Do you get the impression I liked this book?  These poems are not what I traditionally champion — but perhaps I am learning.  I'm not certain I felt smarter after reading this book but I certainly felt happier for the experience.

Porch Coronary

For the second or so his brain stays bathed
in the necessary projection room electrics

he travels forward to this cloudy evening,
to the pale beverage tipping from his hand,

the floor rushing up, the outflux of breath,
to a bit of scalp nicked by vinyl clapboard

but not before reviving a Forties childhood
himself with mumps then the Saturday Post

cover of him ogling a limited edition stamp
whose provenance he can't recall as scenes

fly by too fast for him to subordinate them
to his wishes under a fleet of mauve clouds.
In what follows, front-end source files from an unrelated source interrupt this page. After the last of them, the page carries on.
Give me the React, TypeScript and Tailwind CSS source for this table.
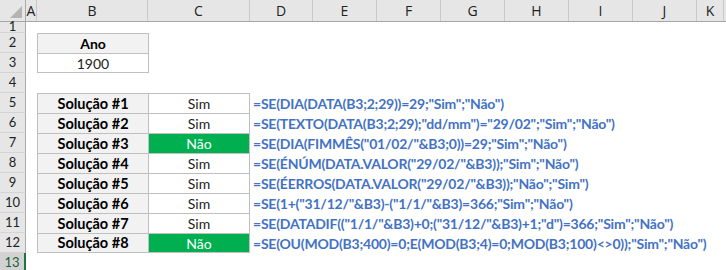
import React from "react";

const cols = [
  { key: "D", w: "w-[63px]" },
  { key: "E", w: "w-[64px]" },
  { key: "F", w: "w-[64px]" },
  { key: "G", w: "w-[64px]" },
  { key: "H", w: "w-[64px]" },
  { key: "I", w: "w-[64px]" },
  { key: "J", w: "w-[64px]" },
];

const solucoes = [
  { n: 1, res: "Sim", f: '=SE(DIA(DATA(B3;2;29))=29;"Sim";"Não")' },
  { n: 2, res: "Sim", f: '=SE(TEXTO(DATA(B3;2;29);"dd/mm")="29/02";"Sim";"Não")' },
  { n: 3, res: "Não", f: '=SE(DIA(FIMMÊS("01/02/"&B3;0))=29;"Sim";"Não")' },
  { n: 4, res: "Sim", f: '=SE(ÉNÚM(DATA.VALOR("29/02/"&B3));"Sim";"Não")' },
  { n: 5, res: "Sim", f: '=SE(ÉERROS(DATA.VALOR("29/02/"&B3));"Não";"Sim")' },
  { n: 6, res: "Sim", f: '=SE(1+("31/12/"&B3)-("1/1/"&B3)=366;"Sim";"Não")' },
  { n: 7, res: "Sim", f: '=SE(DATADIF(("1/1/"&B3)+0;("31/12/"&B3)+1;"d")=366;"Sim";"Não")' },
  { n: 8, res: "Não", f: '=SE(OU(MOD(B3;400)=0;E(MOD(B3;4)=0;MOD(B3;100)<>0));"Sim";"Não")' },
];

const cellFont = { fontFamily: "Lato, 'Open Sans', sans-serif" };

function RowHead({ label, active = false }: { label: string; active?: boolean }) {
  return (
    <div
      className={
        active
          ? "w-[26px] shrink-0 flex items-center justify-center bg-[#d2d2d2] border-r-2 border-[#217346] text-[#1e5d3a] text-[13px]"
          : "w-[26px] shrink-0 flex items-center justify-center bg-[#e6e6e6] border-r border-b border-r-[#ababab] border-b-[#d4d4d4] text-[#222] text-[13px]"
      }
    >
      {label}
    </div>
  );
}

function SheetRow({
  label,
  h,
  active,
  children,
}: {
  label: string;
  h: string;
  active?: boolean;
  children?: React.ReactNode;
}) {
  return (
    <div className={`flex ${h}`}>
      <RowHead label={label} active={active} />
      <div className="w-[11px] shrink-0" />
      {children}
    </div>
  );
}

export default function App() {
  return (
    <div
      className="w-[726px] h-[270px] overflow-hidden bg-white select-none"
      style={{ fontFamily: "'Open Sans', 'Noto Sans', sans-serif" }}
    >
      {/* column headers */}
      <div className="flex h-[22px] bg-[#e6e6e6] border-b border-[#a6a6a6] text-[14px] text-[#222]">
        <div className="w-[26px] shrink-0 border-r border-[#ababab] relative">
          <svg className="absolute inset-0" width="25" height="21" viewBox="0 0 25 21">
            <polygon points="22,6 22,18 10,18" fill="#b4b4b4" />
          </svg>
        </div>
        <div className="w-[11px] shrink-0 border-r border-[#c8c8c8] flex items-center justify-center">A</div>
        <div className="w-[111px] shrink-0 border-r border-[#c8c8c8] flex items-center justify-center">B</div>
        <div className="w-[102px] shrink-0 border-r border-[#c8c8c8] flex items-center justify-center">C</div>
        {cols.map((c) => (
          <div key={c.key} className={`${c.w} shrink-0 border-r border-[#c8c8c8] flex items-center justify-center`}>
            {c.key}
          </div>
        ))}
        <div className="w-[27px] shrink-0 border-r border-[#c8c8c8] flex items-center justify-center">K</div>
      </div>

      <div style={cellFont} className="text-[14px]">
        <SheetRow label="1" h="h-[11px]" />
        <SheetRow label="2" h="h-[20px]">
          <div className="w-[112px] shrink-0 bg-[#f2f2f2] border border-b-0 border-[#bfbfbf] flex items-center justify-center font-bold text-black">
            Ano
          </div>
        </SheetRow>
        <SheetRow label="3" h="h-[20px]">
          <div className="w-[112px] shrink-0 bg-white border border-[#bfbfbf] flex items-center justify-center text-[#222]">
            1900
          </div>
        </SheetRow>
        <SheetRow label="4" h="h-[20px]" />

        {solucoes.map((s, i) => {
          const last = i === solucoes.length - 1;
          return (
            <SheetRow key={s.n} label={String(s.n + 4)} h="h-[20px]">
              <div
                className={`w-[111px] shrink-0 bg-[#f2f2f2] border-l border-t border-[#bfbfbf] flex items-center justify-center font-bold text-black text-[14.5px] ${
                  last ? "border-b" : ""
                }`}
              >
                Solução #{s.n}
              </div>
              <div
                className={`w-[102px] shrink-0 border-l border-t border-r border-[#bfbfbf] flex items-center justify-center ${
                  s.res === "Não" ? "bg-[#00b050] text-white" : "bg-white text-[#222]"
                } ${last ? "border-b" : ""}`}
              >
                {s.res}
              </div>
              <div className="flex items-center pl-[3px] whitespace-nowrap font-bold text-[#4472c4] tracking-[-0.22px]">
                {s.f}
              </div>
            </SheetRow>
          );
        })}

        <SheetRow label="13" h="h-[20px]" active />
      </div>
    </div>
  );
}
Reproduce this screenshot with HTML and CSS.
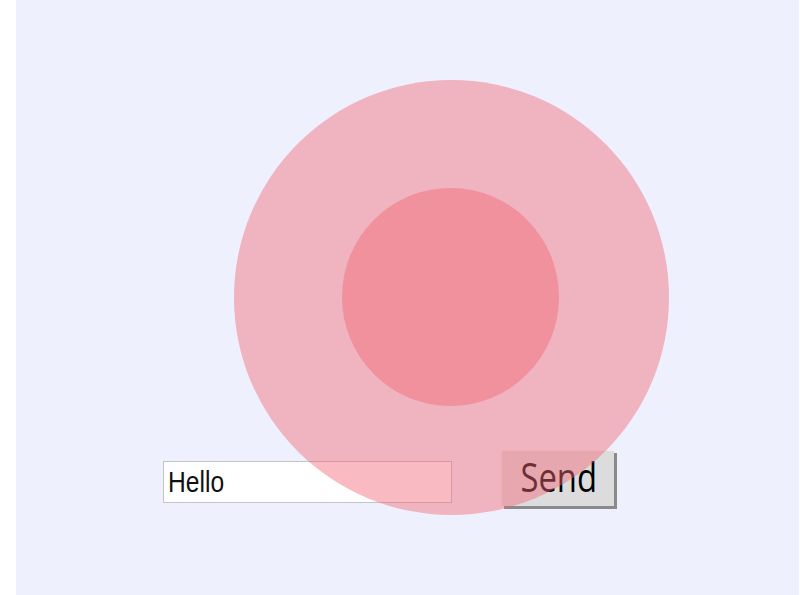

But surely it doesn't work that way.  No one
believes the load of crap about a life's film

flashing before the eyes of the free-falling
alpinist or the hapless motorist ten metres

from smacking granite.  There's a gonging
by way of closing credits.  A crash of static

clearing pixels from the screen.  No rushes
dedicated to childbirth or a family opening

its solstice gifts, just whirling phosphenes
lighting a sky that moments ago produced

stories this husband and father could swear by
who now doesn't know a comet from a glove.

...

Bit Parts for Fools by Peter Richardson is an immensely rewarding read.  Can't recommend it highly enough.